--- start ---

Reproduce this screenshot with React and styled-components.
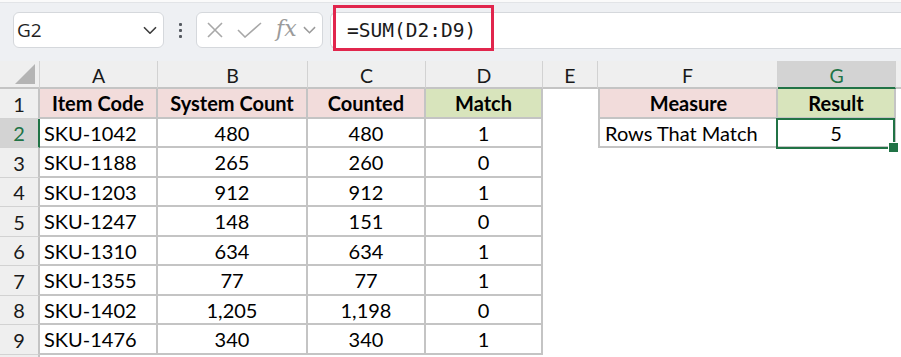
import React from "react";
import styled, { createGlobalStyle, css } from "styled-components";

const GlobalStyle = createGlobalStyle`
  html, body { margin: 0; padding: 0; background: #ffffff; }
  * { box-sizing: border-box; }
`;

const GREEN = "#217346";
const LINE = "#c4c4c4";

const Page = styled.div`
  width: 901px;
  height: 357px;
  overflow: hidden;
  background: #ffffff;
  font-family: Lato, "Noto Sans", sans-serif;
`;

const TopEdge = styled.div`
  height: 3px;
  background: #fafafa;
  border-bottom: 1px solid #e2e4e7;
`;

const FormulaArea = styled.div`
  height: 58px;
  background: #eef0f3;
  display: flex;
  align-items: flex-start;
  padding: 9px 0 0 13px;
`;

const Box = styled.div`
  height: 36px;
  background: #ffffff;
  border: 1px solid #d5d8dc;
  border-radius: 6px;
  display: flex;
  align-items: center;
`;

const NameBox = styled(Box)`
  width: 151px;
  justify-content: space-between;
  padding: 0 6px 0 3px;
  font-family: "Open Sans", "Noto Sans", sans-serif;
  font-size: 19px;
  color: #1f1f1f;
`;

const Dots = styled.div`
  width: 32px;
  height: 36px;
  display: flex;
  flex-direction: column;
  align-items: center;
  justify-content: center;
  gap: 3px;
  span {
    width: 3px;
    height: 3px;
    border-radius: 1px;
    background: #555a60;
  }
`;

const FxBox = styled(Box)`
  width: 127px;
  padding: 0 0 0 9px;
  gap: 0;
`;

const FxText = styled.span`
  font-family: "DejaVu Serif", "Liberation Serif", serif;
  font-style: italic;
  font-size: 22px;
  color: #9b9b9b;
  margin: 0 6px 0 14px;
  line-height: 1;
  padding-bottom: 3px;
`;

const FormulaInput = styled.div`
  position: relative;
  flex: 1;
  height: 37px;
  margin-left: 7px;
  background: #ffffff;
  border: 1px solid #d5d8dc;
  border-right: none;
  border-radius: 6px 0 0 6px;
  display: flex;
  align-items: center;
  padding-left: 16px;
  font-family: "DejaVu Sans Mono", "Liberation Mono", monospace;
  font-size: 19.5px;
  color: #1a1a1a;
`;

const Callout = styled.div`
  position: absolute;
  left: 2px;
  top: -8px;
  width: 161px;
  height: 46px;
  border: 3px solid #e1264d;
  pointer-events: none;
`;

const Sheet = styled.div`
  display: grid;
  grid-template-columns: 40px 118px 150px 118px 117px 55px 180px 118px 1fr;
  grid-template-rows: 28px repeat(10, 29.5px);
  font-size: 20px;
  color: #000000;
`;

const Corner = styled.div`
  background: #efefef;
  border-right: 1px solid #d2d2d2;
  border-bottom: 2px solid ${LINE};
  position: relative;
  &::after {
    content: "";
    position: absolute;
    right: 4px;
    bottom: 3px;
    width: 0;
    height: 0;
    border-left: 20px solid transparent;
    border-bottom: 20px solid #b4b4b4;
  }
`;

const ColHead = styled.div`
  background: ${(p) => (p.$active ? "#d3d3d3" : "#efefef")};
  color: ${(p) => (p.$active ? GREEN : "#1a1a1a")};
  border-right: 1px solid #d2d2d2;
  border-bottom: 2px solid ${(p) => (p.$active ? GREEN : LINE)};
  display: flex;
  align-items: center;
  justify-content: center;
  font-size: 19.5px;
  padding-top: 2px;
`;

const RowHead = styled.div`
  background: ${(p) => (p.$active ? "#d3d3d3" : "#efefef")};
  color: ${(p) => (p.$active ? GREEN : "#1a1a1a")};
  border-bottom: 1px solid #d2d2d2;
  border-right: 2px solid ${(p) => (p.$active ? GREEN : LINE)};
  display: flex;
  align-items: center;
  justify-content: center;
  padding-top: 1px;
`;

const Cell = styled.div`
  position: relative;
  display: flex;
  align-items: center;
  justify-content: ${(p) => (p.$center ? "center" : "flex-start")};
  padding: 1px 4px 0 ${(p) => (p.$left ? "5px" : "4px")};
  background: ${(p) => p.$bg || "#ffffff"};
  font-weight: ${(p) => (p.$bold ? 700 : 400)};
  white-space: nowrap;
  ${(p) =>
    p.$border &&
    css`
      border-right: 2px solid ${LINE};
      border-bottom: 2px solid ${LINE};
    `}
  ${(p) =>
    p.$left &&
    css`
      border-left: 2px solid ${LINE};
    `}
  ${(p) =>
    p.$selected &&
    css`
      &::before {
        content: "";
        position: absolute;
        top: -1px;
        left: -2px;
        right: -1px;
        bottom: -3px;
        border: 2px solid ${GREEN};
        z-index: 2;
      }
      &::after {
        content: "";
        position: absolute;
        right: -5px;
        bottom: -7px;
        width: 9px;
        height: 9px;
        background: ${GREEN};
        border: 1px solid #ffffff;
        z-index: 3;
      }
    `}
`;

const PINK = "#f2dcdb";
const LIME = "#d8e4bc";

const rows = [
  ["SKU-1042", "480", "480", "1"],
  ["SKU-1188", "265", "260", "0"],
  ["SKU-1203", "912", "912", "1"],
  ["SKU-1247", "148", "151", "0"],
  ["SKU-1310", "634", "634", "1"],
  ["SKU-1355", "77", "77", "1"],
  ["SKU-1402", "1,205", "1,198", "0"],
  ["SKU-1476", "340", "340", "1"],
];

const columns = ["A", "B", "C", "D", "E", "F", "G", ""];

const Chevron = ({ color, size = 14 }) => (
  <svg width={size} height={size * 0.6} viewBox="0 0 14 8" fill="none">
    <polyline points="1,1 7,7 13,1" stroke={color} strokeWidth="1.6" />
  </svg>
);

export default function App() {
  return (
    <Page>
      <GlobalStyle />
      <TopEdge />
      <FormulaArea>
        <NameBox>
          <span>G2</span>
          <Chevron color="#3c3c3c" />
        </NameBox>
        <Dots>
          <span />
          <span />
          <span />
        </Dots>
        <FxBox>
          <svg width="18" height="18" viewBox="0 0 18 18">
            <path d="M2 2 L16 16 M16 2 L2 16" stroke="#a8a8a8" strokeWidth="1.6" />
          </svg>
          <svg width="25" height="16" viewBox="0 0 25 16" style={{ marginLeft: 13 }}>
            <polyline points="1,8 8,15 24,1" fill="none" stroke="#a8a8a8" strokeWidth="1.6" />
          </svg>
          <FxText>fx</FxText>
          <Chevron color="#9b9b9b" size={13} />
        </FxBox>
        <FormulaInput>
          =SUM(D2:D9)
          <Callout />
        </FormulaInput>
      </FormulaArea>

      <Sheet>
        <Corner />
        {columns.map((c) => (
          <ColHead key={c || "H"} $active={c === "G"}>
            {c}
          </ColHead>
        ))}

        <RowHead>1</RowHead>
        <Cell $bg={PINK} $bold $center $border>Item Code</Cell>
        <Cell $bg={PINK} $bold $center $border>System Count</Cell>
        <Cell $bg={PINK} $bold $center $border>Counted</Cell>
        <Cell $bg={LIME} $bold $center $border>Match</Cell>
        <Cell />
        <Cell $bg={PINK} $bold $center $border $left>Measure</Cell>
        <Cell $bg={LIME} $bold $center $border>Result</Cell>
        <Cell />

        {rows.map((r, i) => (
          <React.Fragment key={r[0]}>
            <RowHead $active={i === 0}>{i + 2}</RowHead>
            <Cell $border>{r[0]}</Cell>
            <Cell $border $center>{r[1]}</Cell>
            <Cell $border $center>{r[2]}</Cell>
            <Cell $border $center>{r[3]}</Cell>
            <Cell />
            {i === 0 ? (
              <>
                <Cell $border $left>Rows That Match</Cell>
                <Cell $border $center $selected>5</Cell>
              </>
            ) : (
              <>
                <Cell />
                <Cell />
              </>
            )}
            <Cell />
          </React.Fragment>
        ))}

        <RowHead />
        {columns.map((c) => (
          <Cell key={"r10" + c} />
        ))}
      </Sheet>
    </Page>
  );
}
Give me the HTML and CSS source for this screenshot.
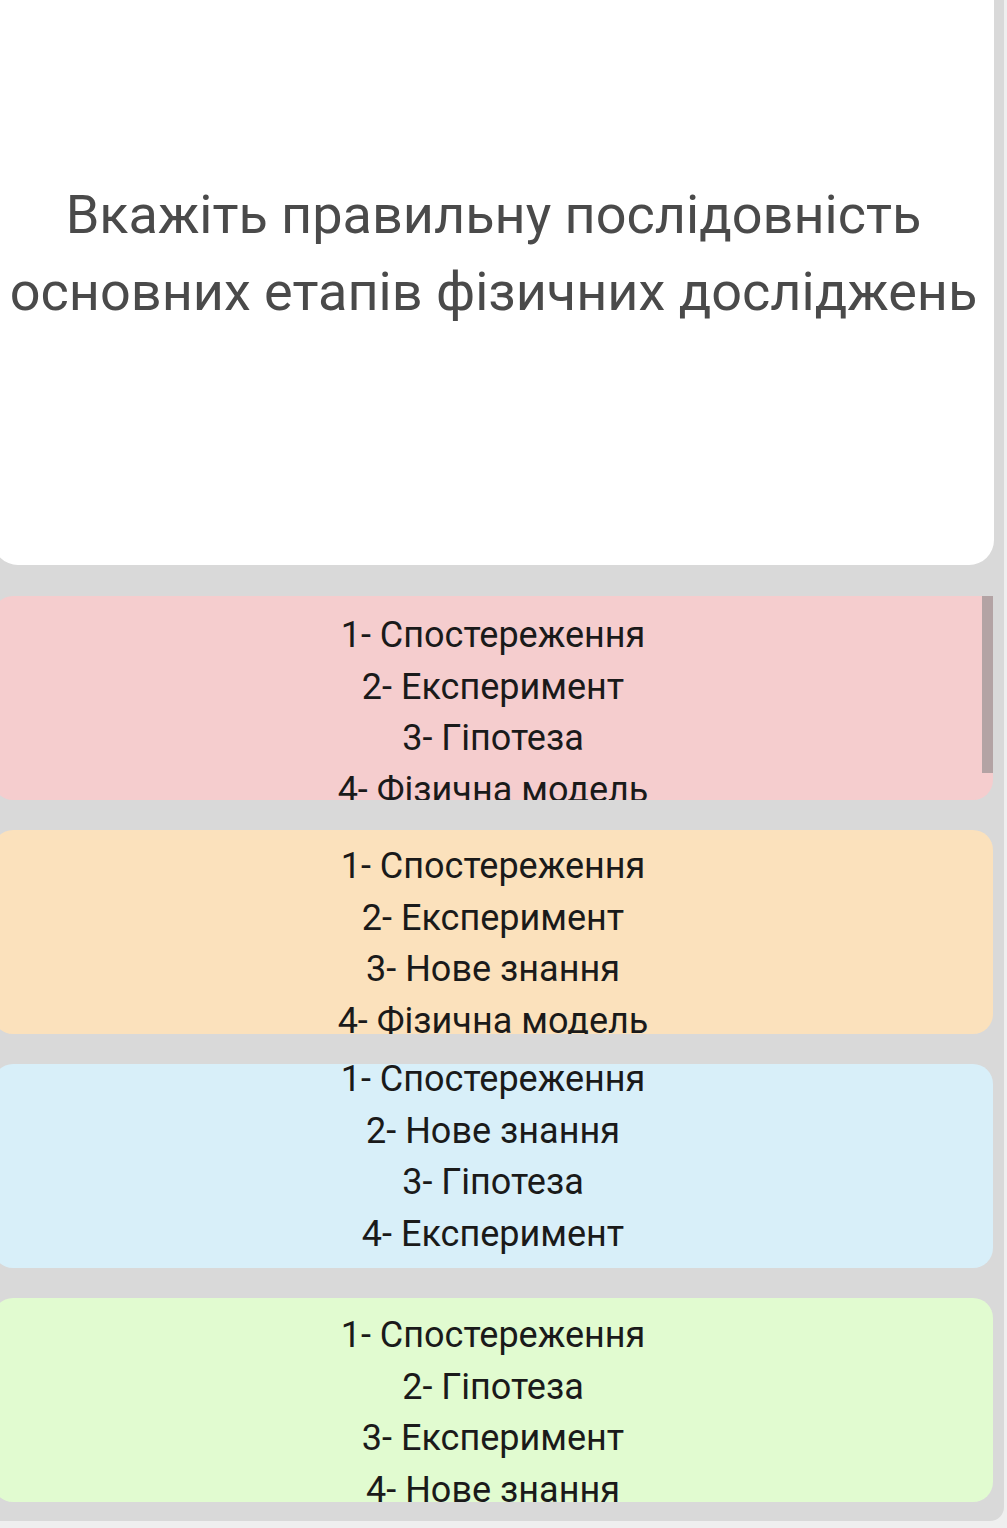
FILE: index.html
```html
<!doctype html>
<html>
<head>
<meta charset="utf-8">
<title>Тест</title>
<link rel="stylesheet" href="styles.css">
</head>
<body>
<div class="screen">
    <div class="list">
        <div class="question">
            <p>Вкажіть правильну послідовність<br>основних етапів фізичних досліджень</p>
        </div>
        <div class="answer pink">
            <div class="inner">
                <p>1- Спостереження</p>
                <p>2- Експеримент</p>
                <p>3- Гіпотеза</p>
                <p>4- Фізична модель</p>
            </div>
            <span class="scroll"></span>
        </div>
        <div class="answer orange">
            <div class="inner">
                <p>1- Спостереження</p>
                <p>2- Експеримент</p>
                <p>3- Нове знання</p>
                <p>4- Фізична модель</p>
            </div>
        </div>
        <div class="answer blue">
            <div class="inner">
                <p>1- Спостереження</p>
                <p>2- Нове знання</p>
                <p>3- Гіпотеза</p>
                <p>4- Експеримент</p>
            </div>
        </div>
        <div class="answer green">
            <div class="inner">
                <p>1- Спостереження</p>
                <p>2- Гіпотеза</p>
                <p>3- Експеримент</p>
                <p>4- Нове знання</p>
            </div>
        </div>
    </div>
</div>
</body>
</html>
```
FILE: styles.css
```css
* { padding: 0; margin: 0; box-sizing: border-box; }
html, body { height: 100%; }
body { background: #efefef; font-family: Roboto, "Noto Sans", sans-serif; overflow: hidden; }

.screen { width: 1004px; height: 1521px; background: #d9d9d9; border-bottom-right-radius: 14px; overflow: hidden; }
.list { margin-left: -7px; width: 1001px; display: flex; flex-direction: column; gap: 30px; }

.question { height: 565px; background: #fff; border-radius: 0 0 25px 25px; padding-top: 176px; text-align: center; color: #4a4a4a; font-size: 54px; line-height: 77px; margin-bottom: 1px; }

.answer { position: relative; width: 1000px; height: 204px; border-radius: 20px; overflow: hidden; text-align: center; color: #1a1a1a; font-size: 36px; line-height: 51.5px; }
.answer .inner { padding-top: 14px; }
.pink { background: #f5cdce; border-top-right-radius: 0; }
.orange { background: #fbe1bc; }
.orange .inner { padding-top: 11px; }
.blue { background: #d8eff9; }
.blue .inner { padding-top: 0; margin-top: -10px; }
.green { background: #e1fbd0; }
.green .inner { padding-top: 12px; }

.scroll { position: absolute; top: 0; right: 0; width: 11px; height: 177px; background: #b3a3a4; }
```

--- end ---

§ TASK INSTRUCTIONS
Look above for every line with the word "components" and copy it.

§ COMPLETE RESPONSE
Reproduce this screenshot with React and styled-components.
import styled, { createGlobalStyle, css } from "styled-components";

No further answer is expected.